Directive: Select the lines that contain "this" and copy each of them.

Available data:
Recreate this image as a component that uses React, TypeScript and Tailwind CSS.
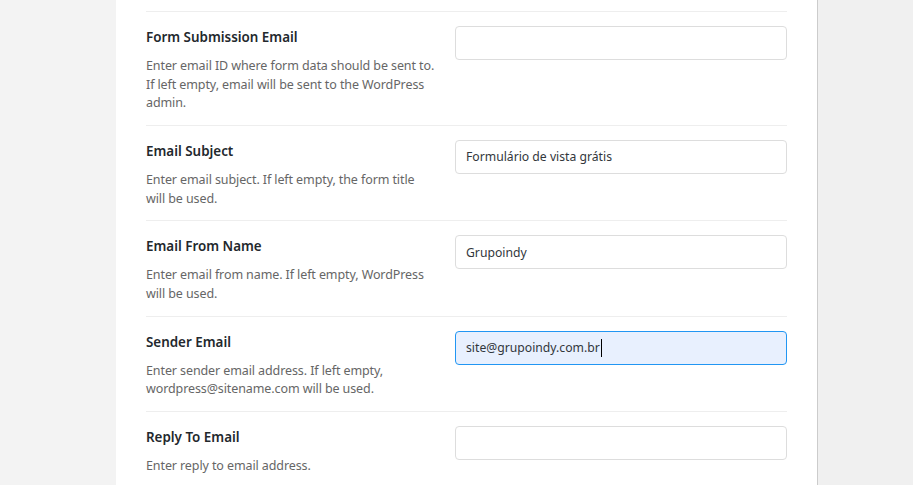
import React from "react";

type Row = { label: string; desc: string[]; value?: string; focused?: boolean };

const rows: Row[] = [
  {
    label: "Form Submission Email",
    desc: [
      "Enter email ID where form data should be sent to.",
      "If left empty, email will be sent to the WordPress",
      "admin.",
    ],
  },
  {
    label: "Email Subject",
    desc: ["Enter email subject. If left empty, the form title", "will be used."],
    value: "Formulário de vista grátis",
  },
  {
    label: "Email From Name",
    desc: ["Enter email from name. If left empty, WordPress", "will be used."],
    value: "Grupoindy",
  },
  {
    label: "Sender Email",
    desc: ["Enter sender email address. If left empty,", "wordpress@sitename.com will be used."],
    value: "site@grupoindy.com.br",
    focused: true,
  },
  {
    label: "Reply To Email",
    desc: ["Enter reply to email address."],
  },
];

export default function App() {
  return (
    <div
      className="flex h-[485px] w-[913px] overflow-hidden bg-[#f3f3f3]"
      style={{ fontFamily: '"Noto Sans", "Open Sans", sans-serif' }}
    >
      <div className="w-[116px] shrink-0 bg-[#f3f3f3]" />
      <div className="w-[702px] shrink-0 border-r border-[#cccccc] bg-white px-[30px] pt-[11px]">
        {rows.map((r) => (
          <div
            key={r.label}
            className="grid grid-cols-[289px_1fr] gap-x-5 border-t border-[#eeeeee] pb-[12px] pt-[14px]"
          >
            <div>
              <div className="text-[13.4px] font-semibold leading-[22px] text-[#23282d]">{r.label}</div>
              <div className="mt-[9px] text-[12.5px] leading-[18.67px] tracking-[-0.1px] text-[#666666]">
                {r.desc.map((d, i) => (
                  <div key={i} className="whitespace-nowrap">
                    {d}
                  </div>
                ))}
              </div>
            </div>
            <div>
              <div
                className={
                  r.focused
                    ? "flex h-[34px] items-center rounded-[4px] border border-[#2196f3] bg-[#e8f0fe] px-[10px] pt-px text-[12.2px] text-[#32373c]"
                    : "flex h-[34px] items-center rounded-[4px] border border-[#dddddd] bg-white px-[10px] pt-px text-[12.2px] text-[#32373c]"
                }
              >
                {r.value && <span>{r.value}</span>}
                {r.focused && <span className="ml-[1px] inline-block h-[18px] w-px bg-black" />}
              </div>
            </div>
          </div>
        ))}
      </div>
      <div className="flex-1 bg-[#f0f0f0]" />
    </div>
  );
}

* * *

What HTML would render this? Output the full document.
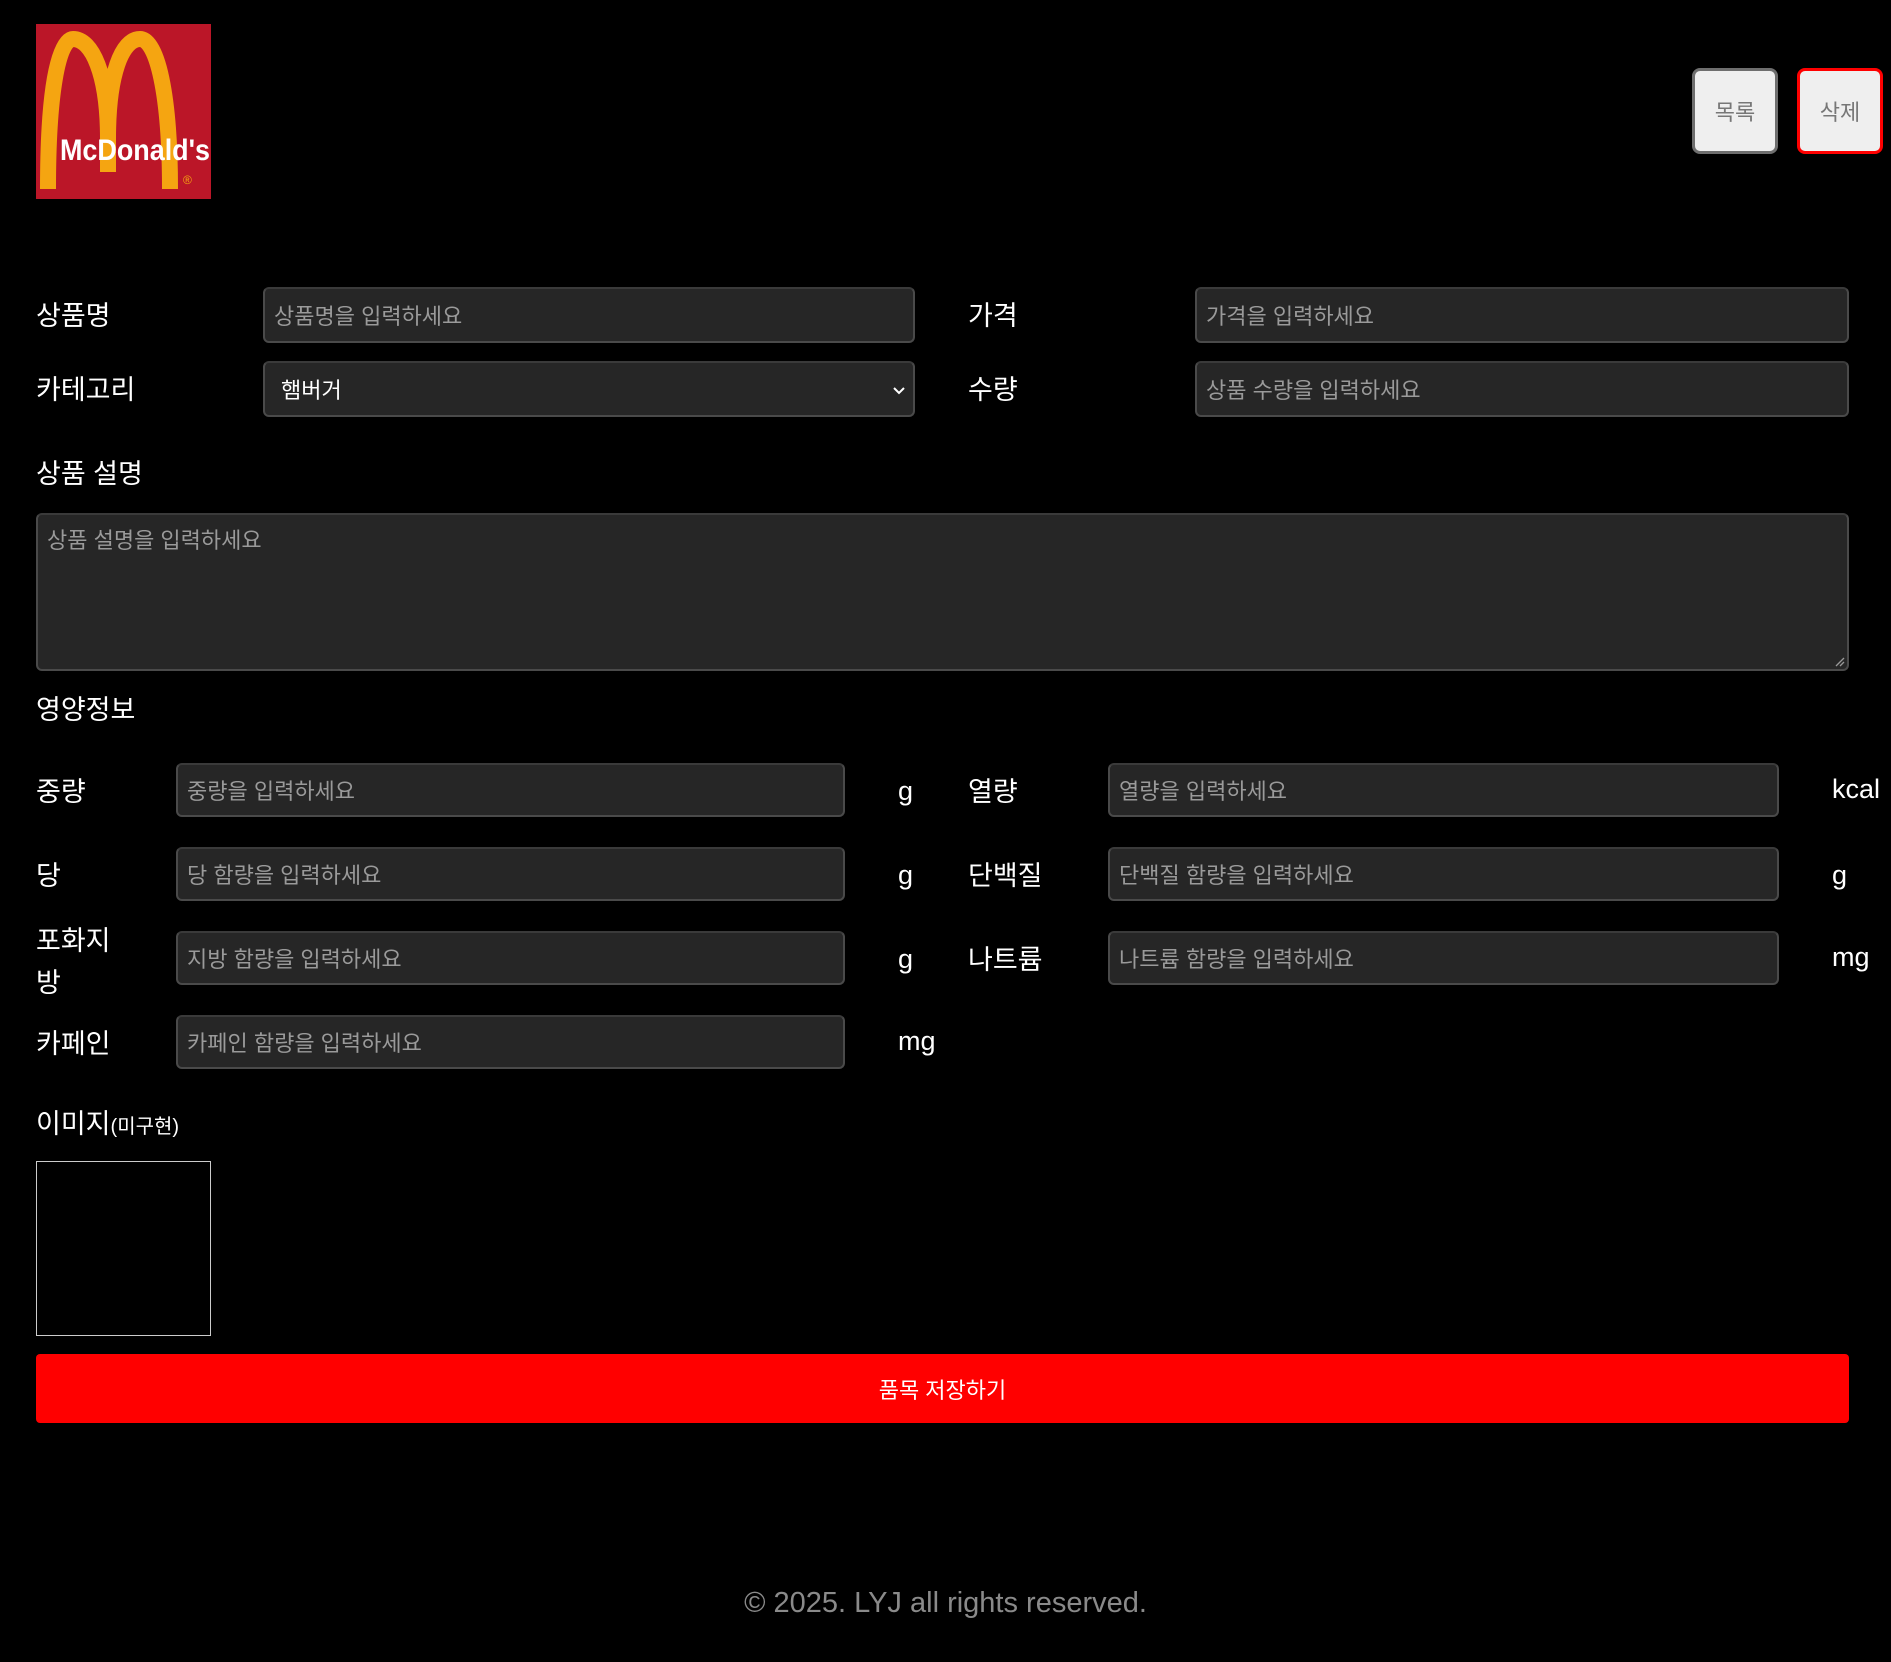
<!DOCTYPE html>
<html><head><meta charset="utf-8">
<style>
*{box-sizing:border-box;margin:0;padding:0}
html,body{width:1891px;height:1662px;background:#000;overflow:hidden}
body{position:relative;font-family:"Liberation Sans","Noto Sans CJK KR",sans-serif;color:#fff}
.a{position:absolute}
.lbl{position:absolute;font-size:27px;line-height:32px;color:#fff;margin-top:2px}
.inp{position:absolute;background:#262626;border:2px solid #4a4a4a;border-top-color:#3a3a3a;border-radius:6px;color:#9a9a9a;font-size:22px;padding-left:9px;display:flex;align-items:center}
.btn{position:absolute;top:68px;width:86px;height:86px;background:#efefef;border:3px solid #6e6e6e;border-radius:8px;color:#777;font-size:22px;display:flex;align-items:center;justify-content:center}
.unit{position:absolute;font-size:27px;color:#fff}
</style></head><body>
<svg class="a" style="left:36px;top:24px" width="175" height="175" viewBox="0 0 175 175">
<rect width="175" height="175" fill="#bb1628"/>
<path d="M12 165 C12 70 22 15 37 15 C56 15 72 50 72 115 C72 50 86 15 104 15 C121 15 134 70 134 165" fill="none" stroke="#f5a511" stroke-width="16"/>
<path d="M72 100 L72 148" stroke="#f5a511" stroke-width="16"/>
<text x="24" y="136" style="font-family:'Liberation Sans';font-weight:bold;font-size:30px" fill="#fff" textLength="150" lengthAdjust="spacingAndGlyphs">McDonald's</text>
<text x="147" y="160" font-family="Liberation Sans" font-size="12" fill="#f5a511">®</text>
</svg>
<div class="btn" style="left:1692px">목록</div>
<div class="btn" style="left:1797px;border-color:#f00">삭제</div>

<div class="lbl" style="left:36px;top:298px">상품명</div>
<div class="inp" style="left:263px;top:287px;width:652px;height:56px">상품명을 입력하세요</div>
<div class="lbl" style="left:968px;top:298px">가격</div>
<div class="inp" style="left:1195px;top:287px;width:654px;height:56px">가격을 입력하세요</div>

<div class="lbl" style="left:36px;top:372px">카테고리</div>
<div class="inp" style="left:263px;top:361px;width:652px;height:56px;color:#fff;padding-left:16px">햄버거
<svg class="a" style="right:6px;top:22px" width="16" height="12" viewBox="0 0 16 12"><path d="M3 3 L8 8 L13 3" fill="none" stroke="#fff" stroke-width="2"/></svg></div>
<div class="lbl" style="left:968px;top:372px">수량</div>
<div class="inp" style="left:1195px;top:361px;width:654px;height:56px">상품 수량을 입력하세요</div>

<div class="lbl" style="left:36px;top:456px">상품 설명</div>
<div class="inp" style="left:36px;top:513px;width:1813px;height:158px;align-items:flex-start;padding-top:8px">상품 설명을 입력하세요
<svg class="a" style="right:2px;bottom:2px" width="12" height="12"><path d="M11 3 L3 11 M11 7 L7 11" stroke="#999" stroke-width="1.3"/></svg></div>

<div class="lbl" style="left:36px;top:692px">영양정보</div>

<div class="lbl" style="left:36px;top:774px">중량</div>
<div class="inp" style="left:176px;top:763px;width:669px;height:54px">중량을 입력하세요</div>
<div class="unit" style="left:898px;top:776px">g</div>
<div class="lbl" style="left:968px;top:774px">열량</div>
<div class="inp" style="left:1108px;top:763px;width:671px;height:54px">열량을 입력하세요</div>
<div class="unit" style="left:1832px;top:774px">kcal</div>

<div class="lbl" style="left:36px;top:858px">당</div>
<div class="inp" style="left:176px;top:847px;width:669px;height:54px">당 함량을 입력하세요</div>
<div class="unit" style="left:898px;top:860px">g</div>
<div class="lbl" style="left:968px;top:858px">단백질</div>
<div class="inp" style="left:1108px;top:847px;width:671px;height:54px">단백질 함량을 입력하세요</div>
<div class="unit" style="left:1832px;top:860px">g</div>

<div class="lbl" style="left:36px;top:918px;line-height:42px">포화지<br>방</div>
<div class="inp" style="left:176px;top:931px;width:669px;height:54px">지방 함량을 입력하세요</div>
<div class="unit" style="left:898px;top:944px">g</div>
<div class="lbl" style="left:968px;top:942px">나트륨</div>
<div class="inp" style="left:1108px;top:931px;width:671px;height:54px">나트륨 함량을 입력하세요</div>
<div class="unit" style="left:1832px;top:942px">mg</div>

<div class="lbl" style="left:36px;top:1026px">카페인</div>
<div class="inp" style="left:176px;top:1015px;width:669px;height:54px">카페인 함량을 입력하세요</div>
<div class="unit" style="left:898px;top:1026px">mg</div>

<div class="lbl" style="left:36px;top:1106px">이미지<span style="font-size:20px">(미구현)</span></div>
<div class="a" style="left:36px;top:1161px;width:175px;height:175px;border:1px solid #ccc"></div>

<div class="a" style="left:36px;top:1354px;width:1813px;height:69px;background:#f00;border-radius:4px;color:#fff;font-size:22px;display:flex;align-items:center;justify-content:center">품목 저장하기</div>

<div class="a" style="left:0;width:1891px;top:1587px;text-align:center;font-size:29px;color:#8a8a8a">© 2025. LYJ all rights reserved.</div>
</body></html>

Answer below:
Recreate this image as a component that uses React, TypeScript and Tailwind CSS.
What HTML would render this? Output the full document.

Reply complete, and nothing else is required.